Thursday, October 20, 2005

Garbage--real and symbolic

Garbage. Finally, the company managed to find and pick up my garbage and I managed to get a container for future pick ups. Seems silly but it really was getting to me that every week I’d put it out and every week it would still be there at the end of the day. Every week the company would assure me it would be picked up and it wasn’t.

I realized that it was symbolic—if the real garbage wasn’t being picked up, on some level I felt as if I couldn’t get rid of all the emotional garbage in my life either. Add to that a phone line that keeps going out and...my frustration level was hitting the ceiling. How can I coach over the phone if the phone doesn’t work?

So often, I think, we invest emotions into things beyond what makes sense. All of this has given me practice in coming up with creative ways to cope with problems. The other thing it’s done is give me practical experience countering frustration with things that make me smile. I’ve made a concerted effort to make sure I have healthy food in the house that I love. I’ve made sure that every day which brought frustration had SOME experience of success to counter it. (Yesterday—garbage day—I made sure I got my car inspected and registered here.) Each experience then became proof that I had control over my life and that my happiness wasn’t hostage to what others did or didn’t do.
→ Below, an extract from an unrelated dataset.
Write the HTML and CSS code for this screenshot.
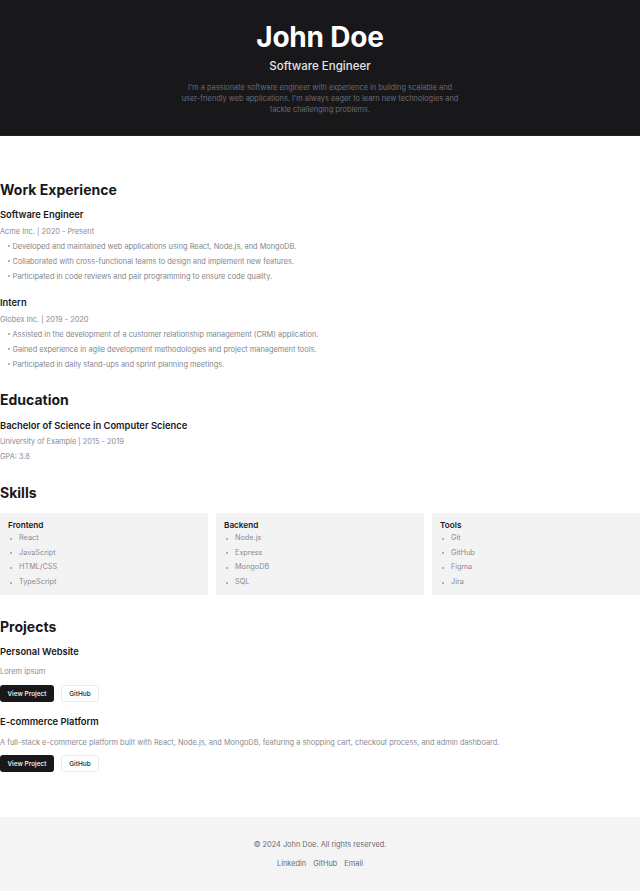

Each time I smiled, it was a reminder that even when some things go wrong, I have the power to create happiness in my life.

Still no couches, still no vacuum cleaner (where are all the good inexpensive bagged ones???). I do plan to get lots of things at Target but it’s hard to do that before I have the couches so that I know what will look right with them. (My dresser the year in NJ after my divorce was stacked drawers from Target. )

By no means do I want to sound as if I have any regrets about this move! I still smile every time I look around at my house. I still smile every morning when I go out my front door to get the paper and see sunshine. I still smile when I think of all the people I’ve met who have been so nice. Each of these things is a reminder that life is not and doesn’t have to be perfect to be wonderful. Each of these things is a reminder that the frustrating things that occur are not the sum total of my days. Each of these things is a reminder that I was so very right to listen to my instincts and come here.

There is a song sung by Lee Ann Womack—I HOPE YOU DANCE. I love that song. That’s how I see myself and my life now—I had the choice to sit it out or dance and I am dancing. If you haven’t heard the song, I hope you will. And I hope that you, too, will always choose to dance in whatever way that matters in your own life.